What kinds of education programs are most effective for wildlife protection?
The most effective education programs are those that are practical, locally relevant, and designed for the audience they serve. In schools, strong wildlife education combines science, ethics, and real-world problem solving so students learn not only about species and ecosystems but also about conservation laws, human impact, and community responsibility. For adults, successful programs often focus on direct relevance, such as sustainable livelihoods, conflict reduction, legal compliance, or the economic benefits of protecting natural resources. Community-based education is especially valuable because it can reflect local wildlife issues, cultural knowledge, and regional conservation priorities.

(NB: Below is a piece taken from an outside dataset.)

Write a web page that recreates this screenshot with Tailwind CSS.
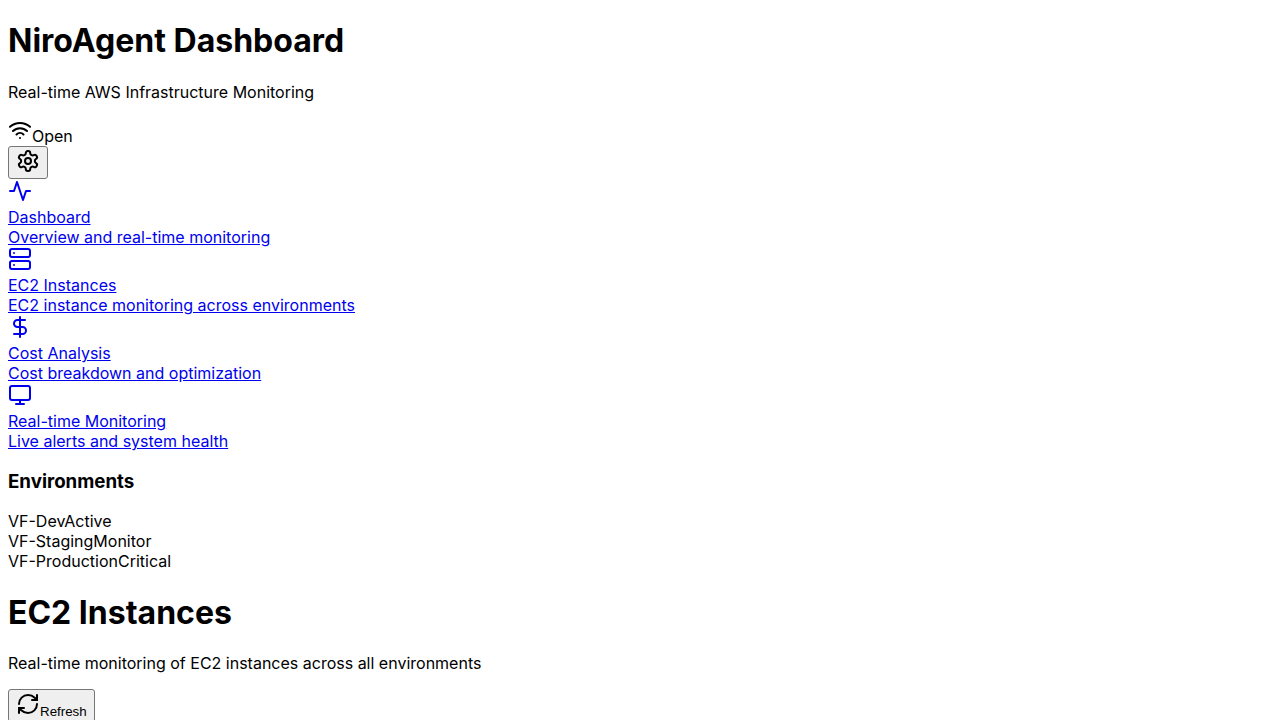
<!DOCTYPE html>
<html lang="en">
<head>
<meta charset="utf-8">
<title>NiroAgent Dashboard</title>
<script src="https://cdn.jsdelivr.net/npm/@tailwindcss/browser@4"></script>
</head>
<body class="h-[720px] overflow-hidden bg-white px-2 font-['Inter',sans-serif] text-base leading-5 text-black">
<header>
<h1 class="mt-[21.44px] text-[32px] leading-[normal] font-bold">NiroAgent Dashboard</h1>
<p class="mt-[21.44px]">Real-time AWS Infrastructure Monitoring</p>
<div class="mt-4 flex h-[28px] items-start"><svg class="size-6" viewBox="0 0 24 24" fill="none" stroke="currentColor" stroke-width="2" stroke-linecap="round" stroke-linejoin="round"><path d="M5 13a10 10 0 0 1 14 0"/><path d="M8.5 16.5a5 5 0 0 1 7 0"/><path d="M2 8.82a15 15 0 0 1 20 0"/><path d="M12 20h.01"/></svg><span class="mt-2">Open</span></div>
<button class="flex h-[33px] w-10 items-start justify-center rounded-[3px] border border-[#767676] bg-[#efefef] pt-[2px]"><svg class="size-6" viewBox="0 0 24 24" fill="none" stroke="currentColor" stroke-width="2" stroke-linecap="round" stroke-linejoin="round"><path d="M12.22 2h-.44a2 2 0 0 0-2 2v.18a2 2 0 0 1-1 1.73l-.43.25a2 2 0 0 1-2 0l-.15-.08a2 2 0 0 0-2.73.73l-.22.38a2 2 0 0 0 .73 2.73l.15.1a2 2 0 0 1 1 1.72v.51a2 2 0 0 1-1 1.74l-.15.09a2 2 0 0 0-.73 2.73l.22.38a2 2 0 0 0 2.73.73l.15-.08a2 2 0 0 1 2 0l.43.25a2 2 0 0 1 1 1.73V20a2 2 0 0 0 2 2h.44a2 2 0 0 0 2-2v-.18a2 2 0 0 1 1-1.73l.43-.25a2 2 0 0 1 2 0l.15.08a2 2 0 0 0 2.73-.73l.22-.39a2 2 0 0 0-.73-2.73l-.15-.08a2 2 0 0 1-1-1.74v-.5a2 2 0 0 1 1-1.74l.15-.09a2 2 0 0 0 .73-2.73l-.22-.38a2 2 0 0 0-2.73-.73l-.15.08a2 2 0 0 1-2 0l-.43-.25a2 2 0 0 1-1-1.73V4a2 2 0 0 0-2-2z"/><circle cx="12" cy="12" r="3"/></svg></button>
</header>
<nav class="text-[#0000ee]">
<a href="#" class="block h-[68px] underline"><svg class="mb-1 size-6" viewBox="0 0 24 24" fill="none" stroke="currentColor" stroke-width="2" stroke-linecap="round" stroke-linejoin="round"><path d="M22 12h-4l-3 9L9 3l-3 9H2"/></svg><div>Dashboard</div><div>Overview and real-time monitoring</div></a>
<a href="#" class="block h-[68px] underline"><svg class="mb-1 size-6" viewBox="0 0 24 24" fill="none" stroke="currentColor" stroke-width="2" stroke-linecap="round" stroke-linejoin="round"><rect width="20" height="8" x="2" y="2" rx="2"/><rect width="20" height="8" x="2" y="14" rx="2"/><path d="M6 6h.01M6 18h.01"/></svg><div>EC2 Instances</div><div>EC2 instance monitoring across environments</div></a>
<a href="#" class="block h-[68px] underline"><svg class="mb-1 size-6" viewBox="0 0 24 24" fill="none" stroke="currentColor" stroke-width="2" stroke-linecap="round" stroke-linejoin="round"><path d="M12 2v20"/><path d="M17 5H9.5a3.5 3.5 0 0 0 0 7h5a3.5 3.5 0 0 1 0 7H6"/></svg><div>Cost Analysis</div><div>Cost breakdown and optimization</div></a>
<a href="#" class="block h-[68px] underline"><svg class="mb-1 size-6" viewBox="0 0 24 24" fill="none" stroke="currentColor" stroke-width="2" stroke-linecap="round" stroke-linejoin="round"><rect width="20" height="14" x="2" y="3" rx="2"/><path d="M8 21h8M12 17v4"/></svg><div>Real-time Monitoring</div><div>Live alerts and system health</div></a>
</nav>
<section>
<h3 class="mt-[18.72px] text-[18.72px] leading-[23px] font-bold">Environments</h3>
<div class="mt-[18.72px]">
<div><span>VF-Dev</span><span>Active</span></div>
<div><span>VF-Staging</span><span>Monitor</span></div>
<div><span>VF-Production</span><span>Critical</span></div>
</div>
</section>
<main>
<h1 class="mt-[21.44px] text-[32px] leading-[normal] font-bold">EC2 Instances</h1>
<p class="mt-[21.44px]">Real-time monitoring of EC2 instances across all environments</p>
<button class="mt-4 flex h-[33px] w-[87px] items-start rounded-[3px] border border-[#767676] bg-[#efefef] pt-[2px] pl-[7px] font-['Liberation_Sans',sans-serif] text-[13.333px] leading-[15px]"><svg class="size-6" viewBox="0 0 24 24" fill="none" stroke="currentColor" stroke-width="2" stroke-linecap="round" stroke-linejoin="round"><path d="M3 12a9 9 0 0 1 9-9 9.75 9.75 0 0 1 6.74 2.74L21 8"/><path d="M21 3v5h-5"/><path d="M21 12a9 9 0 0 1-9 9 9.75 9.75 0 0 1-6.74-2.74L3 16"/><path d="M8 16H3v5"/></svg><span class="mt-3">Refresh</span></button>
</main>
</body>
</html>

Programs tend to have the greatest impact when they go beyond awareness alone and encourage participation. That may include citizen science, habitat restoration projects, ranger partnerships, rescue center outreach, responsible tourism training, and workshops for farmers, fishers, and local leaders. Media campaigns, museum exhibits, visitor center interpretation, and digital content can also extend conservation messages to broader audiences. Importantly, effective education is ongoing rather than one-time. Wildlife protection challenges evolve, and so should public understanding. When programs are accurate, engaging, and tied to meaningful action, education becomes more than outreach; it becomes a foundation for long-term conservation culture.